• _Goal_
Pick out each line of the records in which the word "this" appears.

• _Provided data_
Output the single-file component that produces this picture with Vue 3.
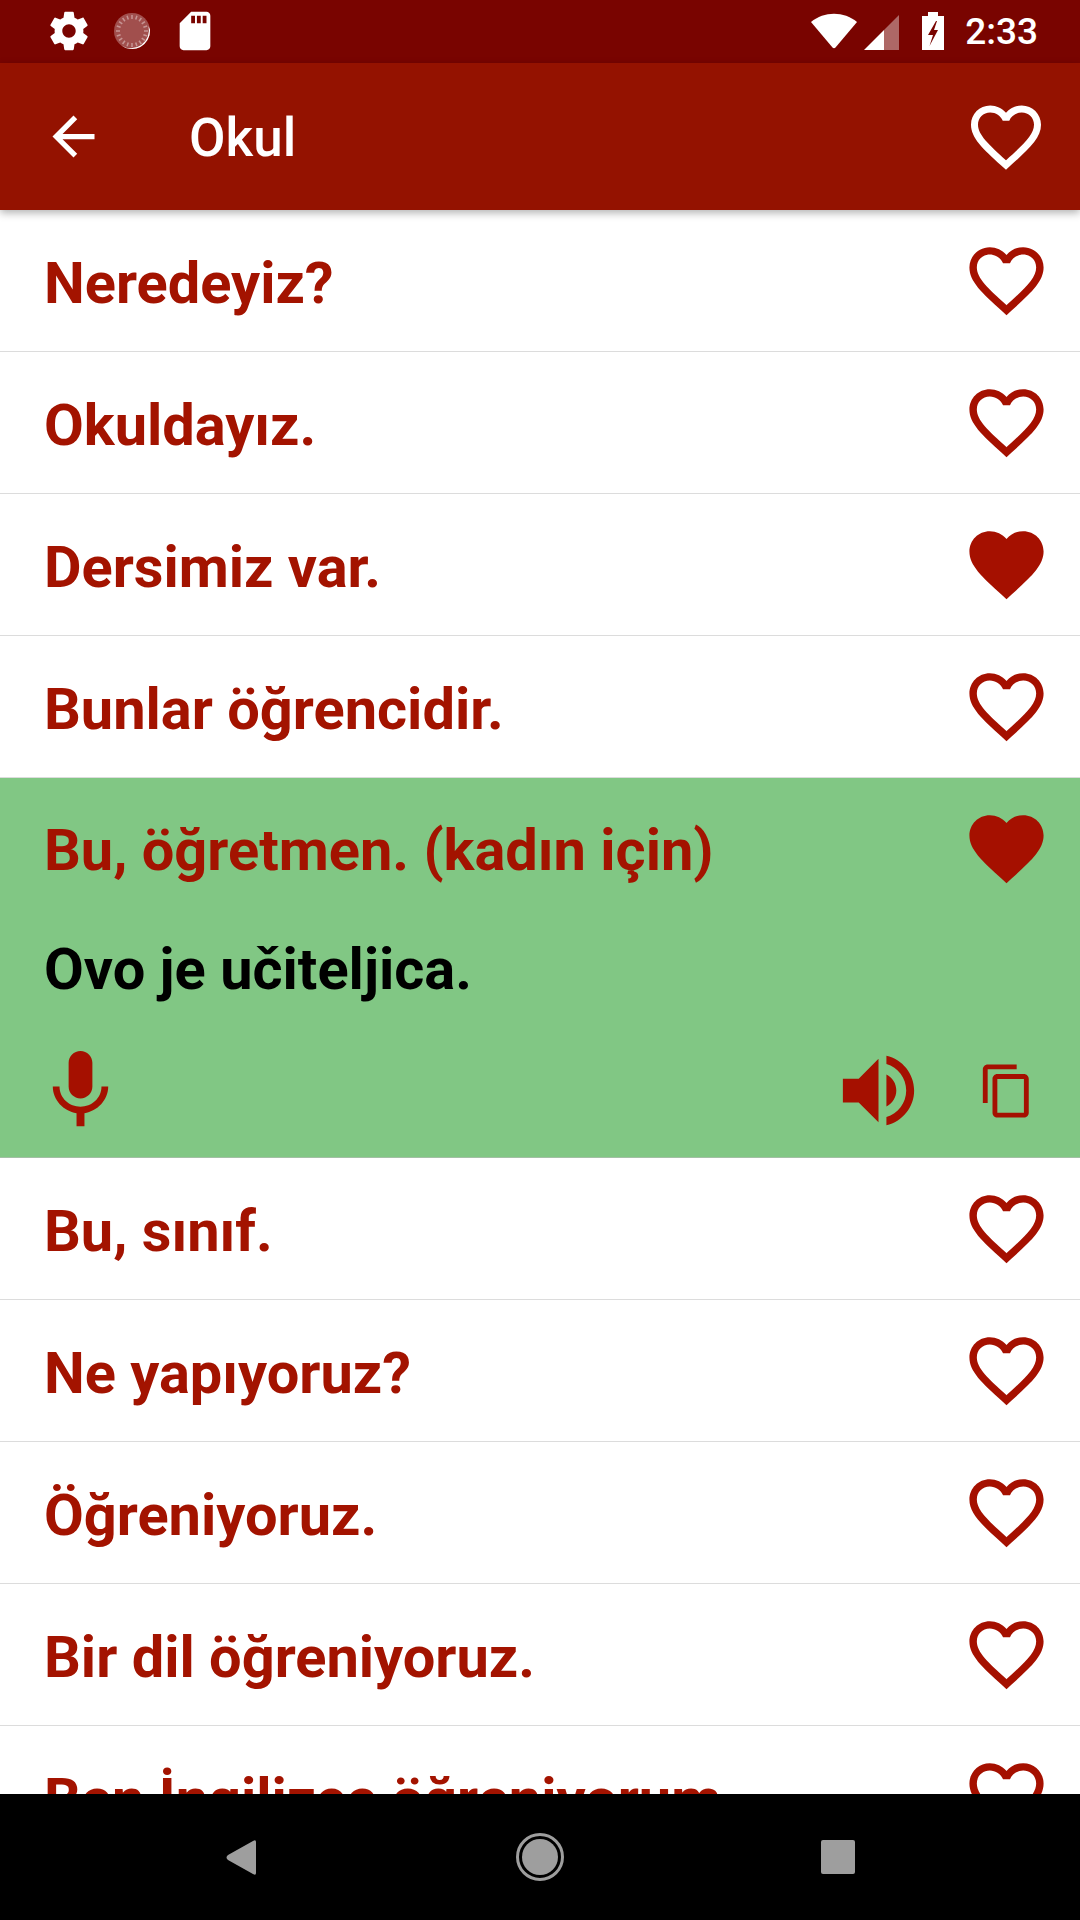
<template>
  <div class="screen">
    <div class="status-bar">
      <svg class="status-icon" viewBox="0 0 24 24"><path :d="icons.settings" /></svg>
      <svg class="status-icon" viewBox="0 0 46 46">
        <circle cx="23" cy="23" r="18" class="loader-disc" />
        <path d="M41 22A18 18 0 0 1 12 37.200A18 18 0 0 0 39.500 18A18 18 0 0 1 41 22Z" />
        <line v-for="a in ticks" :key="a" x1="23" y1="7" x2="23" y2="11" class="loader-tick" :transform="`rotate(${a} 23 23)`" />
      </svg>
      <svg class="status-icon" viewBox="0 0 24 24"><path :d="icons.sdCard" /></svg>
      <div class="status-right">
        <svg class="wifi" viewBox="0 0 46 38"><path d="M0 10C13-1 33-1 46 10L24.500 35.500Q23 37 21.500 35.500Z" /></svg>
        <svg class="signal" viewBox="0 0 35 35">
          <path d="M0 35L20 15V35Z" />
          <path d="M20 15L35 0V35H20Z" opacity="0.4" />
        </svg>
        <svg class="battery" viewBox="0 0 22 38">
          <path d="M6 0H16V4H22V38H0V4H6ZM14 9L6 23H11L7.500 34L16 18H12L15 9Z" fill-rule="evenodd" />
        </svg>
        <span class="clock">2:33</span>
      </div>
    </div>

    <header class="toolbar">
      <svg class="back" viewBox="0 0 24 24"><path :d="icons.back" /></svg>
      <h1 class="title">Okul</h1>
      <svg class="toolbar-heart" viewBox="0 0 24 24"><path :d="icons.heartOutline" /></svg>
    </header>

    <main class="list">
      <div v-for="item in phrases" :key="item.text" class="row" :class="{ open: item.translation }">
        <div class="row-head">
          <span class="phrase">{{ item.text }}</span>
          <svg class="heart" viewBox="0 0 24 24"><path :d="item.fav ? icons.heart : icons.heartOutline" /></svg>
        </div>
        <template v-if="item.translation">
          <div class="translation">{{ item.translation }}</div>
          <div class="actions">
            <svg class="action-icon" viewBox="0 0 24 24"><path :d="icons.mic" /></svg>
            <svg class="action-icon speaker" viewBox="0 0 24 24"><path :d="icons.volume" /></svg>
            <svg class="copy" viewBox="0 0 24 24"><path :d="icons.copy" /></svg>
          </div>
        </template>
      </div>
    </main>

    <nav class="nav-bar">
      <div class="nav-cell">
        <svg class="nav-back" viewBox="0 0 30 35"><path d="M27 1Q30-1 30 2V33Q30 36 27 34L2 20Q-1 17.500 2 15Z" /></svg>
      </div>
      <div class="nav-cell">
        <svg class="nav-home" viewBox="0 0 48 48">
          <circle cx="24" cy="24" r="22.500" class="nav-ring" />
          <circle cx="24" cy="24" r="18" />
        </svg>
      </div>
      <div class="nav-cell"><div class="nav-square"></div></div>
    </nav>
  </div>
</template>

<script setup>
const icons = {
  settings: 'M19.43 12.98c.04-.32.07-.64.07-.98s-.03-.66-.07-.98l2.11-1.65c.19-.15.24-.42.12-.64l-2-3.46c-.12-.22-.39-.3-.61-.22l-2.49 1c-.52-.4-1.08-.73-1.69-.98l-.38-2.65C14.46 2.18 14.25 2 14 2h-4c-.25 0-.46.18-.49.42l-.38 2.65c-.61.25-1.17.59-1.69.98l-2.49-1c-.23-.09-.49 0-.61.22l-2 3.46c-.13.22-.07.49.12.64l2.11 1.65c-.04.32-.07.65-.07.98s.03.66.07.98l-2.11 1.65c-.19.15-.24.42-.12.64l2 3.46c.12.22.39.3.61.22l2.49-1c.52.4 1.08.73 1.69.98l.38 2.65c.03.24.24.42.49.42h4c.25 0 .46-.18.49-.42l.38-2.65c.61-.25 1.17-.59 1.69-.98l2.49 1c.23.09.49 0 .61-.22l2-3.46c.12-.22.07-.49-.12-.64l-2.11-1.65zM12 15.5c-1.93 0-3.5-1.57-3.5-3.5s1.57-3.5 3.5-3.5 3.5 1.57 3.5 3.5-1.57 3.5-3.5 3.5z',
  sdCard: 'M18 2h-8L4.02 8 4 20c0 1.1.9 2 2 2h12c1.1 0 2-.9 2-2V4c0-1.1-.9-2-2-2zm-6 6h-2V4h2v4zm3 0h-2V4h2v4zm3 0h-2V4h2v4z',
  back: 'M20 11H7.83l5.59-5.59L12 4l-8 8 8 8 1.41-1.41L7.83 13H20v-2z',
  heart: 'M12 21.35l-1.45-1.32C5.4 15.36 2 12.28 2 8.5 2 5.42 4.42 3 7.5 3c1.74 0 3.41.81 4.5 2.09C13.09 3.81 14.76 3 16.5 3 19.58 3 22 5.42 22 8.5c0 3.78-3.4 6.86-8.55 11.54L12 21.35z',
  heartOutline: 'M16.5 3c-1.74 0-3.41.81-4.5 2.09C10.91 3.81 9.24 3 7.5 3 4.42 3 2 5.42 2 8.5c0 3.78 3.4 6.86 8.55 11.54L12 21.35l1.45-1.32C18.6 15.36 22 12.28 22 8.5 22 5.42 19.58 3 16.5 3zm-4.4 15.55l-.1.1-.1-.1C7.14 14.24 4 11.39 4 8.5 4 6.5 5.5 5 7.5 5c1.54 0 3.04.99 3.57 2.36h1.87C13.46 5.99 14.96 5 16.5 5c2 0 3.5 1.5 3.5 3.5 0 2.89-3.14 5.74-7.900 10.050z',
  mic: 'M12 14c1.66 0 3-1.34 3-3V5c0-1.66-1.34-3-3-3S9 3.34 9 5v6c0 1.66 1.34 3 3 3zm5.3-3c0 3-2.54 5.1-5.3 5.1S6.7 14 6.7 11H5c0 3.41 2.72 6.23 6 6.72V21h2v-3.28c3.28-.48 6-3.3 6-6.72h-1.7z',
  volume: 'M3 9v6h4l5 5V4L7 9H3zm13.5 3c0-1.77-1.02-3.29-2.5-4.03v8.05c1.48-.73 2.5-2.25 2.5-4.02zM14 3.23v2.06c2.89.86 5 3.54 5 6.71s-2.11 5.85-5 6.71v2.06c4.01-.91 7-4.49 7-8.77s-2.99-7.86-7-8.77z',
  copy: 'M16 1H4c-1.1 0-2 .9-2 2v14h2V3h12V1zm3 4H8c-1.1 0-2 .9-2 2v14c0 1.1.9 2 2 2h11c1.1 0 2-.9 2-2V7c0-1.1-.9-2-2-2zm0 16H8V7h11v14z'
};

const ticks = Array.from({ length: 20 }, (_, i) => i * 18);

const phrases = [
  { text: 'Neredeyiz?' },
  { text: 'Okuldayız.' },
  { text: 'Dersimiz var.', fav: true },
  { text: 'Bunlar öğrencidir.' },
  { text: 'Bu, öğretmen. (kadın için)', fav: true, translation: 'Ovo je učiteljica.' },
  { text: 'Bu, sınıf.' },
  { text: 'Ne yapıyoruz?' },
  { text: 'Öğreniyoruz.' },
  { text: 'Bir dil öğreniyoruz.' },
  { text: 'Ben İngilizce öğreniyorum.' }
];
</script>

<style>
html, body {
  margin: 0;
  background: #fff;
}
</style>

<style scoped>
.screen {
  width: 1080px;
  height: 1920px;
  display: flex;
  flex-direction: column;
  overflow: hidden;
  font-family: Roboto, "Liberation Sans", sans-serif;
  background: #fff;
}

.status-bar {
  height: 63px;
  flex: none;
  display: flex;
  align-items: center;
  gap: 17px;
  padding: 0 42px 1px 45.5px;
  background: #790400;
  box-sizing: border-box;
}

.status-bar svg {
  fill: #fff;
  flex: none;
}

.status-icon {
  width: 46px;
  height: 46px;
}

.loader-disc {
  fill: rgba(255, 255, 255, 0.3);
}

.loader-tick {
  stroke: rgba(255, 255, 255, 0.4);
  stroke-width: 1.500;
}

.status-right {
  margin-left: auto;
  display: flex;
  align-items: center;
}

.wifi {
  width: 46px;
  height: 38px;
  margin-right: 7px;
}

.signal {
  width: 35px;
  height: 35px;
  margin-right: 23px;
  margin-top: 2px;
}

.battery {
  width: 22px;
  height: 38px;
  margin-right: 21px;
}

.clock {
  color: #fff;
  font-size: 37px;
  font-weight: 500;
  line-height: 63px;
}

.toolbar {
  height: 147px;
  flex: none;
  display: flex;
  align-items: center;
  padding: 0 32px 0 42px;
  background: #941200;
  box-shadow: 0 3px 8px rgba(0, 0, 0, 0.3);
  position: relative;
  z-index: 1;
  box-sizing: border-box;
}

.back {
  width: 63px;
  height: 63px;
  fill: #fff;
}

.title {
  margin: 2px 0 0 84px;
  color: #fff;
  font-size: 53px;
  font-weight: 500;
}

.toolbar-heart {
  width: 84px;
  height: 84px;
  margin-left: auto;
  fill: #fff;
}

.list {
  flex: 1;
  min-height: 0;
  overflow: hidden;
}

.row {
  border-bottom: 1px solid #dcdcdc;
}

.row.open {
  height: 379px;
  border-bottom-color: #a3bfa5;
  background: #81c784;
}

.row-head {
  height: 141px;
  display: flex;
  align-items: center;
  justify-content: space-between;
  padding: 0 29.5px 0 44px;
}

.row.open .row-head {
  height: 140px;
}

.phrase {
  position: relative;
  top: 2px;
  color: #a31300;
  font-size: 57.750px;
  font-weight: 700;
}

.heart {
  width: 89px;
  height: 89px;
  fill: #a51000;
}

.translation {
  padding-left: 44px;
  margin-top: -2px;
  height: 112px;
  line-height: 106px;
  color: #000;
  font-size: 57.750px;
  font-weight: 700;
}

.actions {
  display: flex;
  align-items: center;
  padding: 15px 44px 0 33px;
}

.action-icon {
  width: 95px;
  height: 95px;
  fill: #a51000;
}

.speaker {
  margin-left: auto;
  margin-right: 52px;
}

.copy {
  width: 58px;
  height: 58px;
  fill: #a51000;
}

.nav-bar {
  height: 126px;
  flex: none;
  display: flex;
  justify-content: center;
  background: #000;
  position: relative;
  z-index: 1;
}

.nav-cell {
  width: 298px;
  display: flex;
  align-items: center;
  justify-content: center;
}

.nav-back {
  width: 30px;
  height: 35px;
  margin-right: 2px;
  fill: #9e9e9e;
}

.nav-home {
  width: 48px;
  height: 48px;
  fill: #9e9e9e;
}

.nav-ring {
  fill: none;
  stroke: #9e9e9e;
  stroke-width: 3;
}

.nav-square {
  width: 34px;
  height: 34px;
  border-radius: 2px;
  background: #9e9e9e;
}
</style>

==

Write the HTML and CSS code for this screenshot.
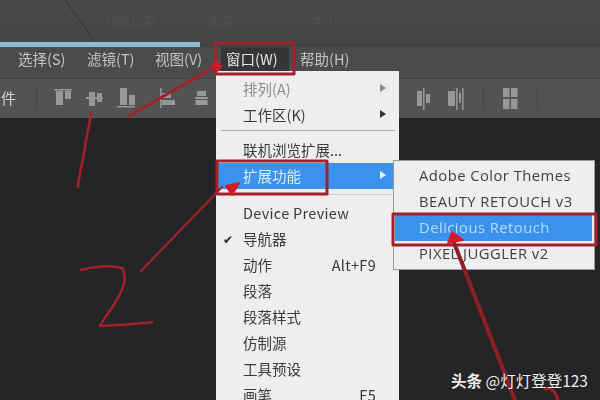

• _Task result_
Output the single-file component that produces this picture with Vue 3.
Write the HTML and CSS code for this screenshot.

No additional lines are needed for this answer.